Copy each line below that contains "this".

(Records with interface code)
↓

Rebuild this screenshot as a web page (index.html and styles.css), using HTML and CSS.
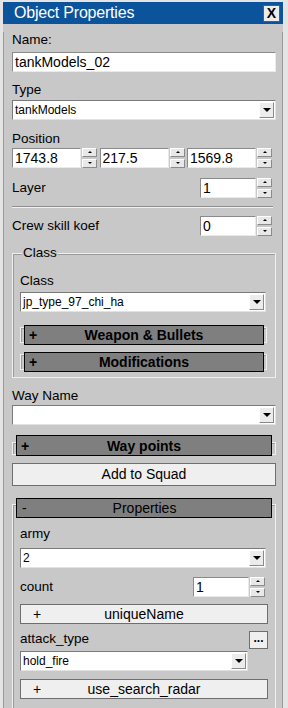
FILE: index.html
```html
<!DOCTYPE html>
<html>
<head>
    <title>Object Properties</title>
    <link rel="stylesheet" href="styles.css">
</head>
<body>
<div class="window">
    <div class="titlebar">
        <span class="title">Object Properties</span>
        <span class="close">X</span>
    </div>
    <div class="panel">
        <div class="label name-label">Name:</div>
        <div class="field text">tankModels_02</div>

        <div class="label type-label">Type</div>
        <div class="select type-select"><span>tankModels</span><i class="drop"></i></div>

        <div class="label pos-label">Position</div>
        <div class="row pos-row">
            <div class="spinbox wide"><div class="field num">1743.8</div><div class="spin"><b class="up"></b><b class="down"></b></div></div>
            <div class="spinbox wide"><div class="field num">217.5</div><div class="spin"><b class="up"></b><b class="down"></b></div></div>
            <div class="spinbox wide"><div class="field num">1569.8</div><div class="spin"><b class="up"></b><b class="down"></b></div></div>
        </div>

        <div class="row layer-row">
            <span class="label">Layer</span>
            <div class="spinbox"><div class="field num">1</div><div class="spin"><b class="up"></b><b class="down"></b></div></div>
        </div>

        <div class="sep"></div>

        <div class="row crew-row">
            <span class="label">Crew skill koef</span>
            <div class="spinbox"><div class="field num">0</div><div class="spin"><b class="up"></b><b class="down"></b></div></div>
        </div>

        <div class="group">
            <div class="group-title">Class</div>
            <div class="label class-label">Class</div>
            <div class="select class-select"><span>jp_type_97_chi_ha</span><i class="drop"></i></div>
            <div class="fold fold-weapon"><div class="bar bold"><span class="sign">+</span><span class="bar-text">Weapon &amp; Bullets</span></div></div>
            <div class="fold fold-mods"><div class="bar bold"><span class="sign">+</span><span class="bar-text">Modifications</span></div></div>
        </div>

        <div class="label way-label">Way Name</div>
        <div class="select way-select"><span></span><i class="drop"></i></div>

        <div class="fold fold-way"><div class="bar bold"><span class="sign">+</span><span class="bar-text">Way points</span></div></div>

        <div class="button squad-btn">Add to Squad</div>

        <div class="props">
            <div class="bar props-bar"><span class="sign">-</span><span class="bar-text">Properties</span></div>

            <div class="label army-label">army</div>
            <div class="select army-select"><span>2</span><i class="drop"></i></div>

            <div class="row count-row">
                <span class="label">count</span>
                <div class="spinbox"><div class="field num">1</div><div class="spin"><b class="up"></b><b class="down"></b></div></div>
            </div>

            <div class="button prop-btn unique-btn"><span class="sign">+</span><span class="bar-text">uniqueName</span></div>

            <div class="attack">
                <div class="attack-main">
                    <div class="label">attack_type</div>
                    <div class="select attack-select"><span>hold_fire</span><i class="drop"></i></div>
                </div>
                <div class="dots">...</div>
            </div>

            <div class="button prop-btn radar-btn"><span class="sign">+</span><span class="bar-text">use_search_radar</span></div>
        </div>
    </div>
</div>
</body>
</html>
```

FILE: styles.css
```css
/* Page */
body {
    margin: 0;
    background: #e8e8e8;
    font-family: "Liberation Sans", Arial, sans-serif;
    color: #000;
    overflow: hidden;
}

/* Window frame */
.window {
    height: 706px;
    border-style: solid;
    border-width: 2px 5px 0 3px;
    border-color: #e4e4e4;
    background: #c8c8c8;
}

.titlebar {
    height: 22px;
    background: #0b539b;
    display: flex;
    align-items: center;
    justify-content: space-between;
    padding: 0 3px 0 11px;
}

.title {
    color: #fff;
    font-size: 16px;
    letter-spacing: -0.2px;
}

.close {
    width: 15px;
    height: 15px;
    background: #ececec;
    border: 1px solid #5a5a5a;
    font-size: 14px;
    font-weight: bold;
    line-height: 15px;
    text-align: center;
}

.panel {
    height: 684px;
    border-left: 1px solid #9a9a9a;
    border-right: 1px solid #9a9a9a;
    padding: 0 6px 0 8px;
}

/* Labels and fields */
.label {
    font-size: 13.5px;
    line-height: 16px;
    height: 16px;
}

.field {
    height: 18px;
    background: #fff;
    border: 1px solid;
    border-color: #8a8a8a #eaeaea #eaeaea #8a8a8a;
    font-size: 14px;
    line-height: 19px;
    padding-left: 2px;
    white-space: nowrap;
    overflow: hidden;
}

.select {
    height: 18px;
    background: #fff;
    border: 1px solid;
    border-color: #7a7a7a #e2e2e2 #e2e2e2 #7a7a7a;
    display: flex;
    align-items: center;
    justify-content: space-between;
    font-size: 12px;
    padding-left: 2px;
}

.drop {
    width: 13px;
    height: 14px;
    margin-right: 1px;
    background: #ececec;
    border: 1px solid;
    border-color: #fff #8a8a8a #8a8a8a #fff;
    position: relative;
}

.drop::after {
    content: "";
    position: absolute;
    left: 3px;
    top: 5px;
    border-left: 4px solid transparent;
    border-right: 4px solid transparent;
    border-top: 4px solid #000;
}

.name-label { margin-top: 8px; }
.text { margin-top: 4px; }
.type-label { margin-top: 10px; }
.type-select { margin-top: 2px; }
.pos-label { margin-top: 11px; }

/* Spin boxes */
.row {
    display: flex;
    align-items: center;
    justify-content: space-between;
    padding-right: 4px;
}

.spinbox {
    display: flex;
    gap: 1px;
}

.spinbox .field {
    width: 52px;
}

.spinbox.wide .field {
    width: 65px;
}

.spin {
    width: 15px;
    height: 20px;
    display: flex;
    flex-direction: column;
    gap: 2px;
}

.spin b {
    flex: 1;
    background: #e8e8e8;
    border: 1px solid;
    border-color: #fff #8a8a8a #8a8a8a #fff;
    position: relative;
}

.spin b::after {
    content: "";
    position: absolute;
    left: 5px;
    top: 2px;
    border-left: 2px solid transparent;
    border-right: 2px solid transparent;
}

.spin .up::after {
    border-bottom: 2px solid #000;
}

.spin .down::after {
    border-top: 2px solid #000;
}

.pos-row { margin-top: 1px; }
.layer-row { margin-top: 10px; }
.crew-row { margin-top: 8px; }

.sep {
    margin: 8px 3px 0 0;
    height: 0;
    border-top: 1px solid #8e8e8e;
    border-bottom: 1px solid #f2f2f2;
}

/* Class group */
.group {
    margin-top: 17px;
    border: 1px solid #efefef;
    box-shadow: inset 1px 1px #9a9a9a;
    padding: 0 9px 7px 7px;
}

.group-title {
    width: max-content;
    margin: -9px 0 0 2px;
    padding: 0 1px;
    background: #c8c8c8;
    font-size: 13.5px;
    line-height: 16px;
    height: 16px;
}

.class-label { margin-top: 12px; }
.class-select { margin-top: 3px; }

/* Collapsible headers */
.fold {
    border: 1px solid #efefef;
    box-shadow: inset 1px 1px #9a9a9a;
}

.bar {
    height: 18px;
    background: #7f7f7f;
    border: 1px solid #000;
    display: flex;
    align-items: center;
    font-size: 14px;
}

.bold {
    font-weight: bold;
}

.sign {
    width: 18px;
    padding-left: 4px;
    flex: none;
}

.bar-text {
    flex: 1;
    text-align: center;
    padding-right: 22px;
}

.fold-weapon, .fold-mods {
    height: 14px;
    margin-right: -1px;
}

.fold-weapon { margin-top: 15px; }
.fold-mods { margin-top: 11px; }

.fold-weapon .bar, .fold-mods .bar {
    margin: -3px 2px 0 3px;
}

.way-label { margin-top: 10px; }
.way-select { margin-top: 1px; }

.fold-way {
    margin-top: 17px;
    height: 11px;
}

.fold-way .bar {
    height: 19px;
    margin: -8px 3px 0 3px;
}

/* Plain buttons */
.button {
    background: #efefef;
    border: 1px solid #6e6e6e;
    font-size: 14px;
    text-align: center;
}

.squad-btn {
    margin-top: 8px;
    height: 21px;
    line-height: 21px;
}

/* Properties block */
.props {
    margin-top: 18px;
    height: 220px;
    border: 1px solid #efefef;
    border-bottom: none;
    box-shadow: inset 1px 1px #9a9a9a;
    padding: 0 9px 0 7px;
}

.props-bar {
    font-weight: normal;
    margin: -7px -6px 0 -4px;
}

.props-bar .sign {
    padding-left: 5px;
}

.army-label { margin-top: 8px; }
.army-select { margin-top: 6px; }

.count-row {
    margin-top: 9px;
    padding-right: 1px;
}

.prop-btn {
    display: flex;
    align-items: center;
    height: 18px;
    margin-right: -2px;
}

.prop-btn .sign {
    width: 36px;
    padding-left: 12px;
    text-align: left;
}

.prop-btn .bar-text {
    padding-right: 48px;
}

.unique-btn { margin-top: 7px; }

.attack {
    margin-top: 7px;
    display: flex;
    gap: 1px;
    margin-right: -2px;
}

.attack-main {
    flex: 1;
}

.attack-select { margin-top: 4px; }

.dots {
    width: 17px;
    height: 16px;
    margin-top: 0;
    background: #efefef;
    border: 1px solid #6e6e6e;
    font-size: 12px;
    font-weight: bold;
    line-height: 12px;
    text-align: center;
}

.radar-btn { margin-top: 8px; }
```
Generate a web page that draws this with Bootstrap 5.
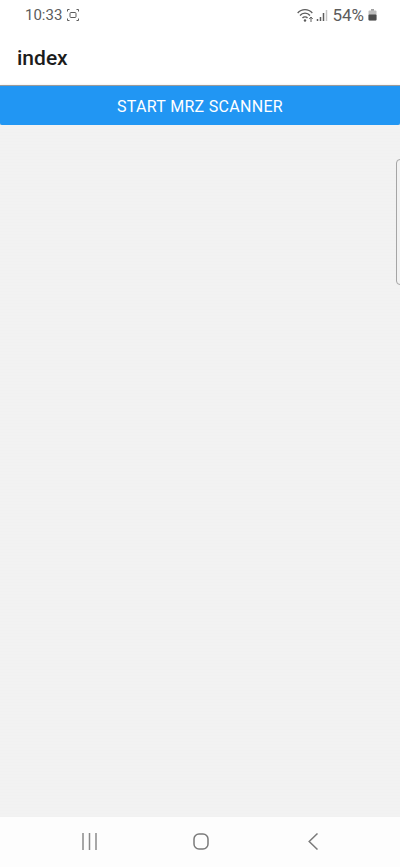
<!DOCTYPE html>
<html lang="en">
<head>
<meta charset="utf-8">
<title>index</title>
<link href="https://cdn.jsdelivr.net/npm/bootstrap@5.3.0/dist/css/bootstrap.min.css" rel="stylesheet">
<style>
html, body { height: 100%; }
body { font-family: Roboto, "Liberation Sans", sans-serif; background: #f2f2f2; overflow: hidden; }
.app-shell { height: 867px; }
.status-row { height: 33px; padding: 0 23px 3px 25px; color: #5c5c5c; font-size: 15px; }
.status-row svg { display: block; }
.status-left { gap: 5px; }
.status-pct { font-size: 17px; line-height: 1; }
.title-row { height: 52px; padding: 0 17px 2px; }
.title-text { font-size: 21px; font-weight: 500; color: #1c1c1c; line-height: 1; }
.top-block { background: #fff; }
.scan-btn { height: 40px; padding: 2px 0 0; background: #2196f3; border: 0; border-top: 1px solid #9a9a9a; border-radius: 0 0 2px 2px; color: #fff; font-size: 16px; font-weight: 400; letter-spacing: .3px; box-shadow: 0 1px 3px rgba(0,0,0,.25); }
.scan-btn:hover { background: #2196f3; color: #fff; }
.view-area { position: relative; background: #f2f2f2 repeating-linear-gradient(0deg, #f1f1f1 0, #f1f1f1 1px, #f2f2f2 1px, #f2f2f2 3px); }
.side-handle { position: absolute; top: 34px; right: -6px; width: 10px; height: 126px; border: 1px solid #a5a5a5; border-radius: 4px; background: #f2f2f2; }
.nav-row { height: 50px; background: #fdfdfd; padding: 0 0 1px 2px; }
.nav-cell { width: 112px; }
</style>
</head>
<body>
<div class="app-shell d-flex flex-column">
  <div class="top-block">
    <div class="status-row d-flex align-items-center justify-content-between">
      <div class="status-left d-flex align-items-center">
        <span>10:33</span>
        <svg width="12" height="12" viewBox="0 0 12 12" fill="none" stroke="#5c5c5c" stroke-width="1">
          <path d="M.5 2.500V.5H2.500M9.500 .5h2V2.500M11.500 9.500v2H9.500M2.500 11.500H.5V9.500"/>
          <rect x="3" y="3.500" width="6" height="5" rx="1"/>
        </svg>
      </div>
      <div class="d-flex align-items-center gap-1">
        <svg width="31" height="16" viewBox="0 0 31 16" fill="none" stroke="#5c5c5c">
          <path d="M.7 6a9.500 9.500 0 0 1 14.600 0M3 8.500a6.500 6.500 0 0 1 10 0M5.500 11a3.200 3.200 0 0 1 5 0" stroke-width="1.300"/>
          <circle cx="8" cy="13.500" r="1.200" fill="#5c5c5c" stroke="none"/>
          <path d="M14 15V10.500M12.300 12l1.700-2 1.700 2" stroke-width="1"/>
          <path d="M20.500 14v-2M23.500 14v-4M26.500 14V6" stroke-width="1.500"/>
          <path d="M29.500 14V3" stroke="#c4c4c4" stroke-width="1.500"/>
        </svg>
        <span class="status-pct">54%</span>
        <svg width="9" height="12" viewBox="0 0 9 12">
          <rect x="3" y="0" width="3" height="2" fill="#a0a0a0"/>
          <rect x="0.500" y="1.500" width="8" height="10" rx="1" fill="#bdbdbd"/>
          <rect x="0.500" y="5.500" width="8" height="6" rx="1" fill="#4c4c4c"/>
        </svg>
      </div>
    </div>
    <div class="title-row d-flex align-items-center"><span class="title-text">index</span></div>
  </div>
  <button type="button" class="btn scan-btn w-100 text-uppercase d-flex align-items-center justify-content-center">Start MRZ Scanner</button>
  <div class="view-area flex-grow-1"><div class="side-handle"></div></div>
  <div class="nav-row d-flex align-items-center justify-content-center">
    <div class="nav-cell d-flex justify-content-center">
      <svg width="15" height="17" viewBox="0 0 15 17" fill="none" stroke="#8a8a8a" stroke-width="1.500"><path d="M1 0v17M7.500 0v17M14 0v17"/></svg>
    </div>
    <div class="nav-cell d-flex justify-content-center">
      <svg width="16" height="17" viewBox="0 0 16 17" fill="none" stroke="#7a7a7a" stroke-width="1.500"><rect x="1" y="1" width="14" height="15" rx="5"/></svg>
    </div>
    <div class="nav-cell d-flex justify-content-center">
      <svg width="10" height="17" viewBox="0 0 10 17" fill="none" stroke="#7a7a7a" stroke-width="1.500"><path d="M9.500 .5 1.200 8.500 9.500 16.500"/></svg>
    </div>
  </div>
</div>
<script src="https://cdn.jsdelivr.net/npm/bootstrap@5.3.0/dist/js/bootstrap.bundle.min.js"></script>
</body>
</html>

↑

SOLUTION BELOW:
Rebuild this screenshot as a web page (index.html and styles.css), using HTML and CSS.
Generate a web page that draws this with Bootstrap 5.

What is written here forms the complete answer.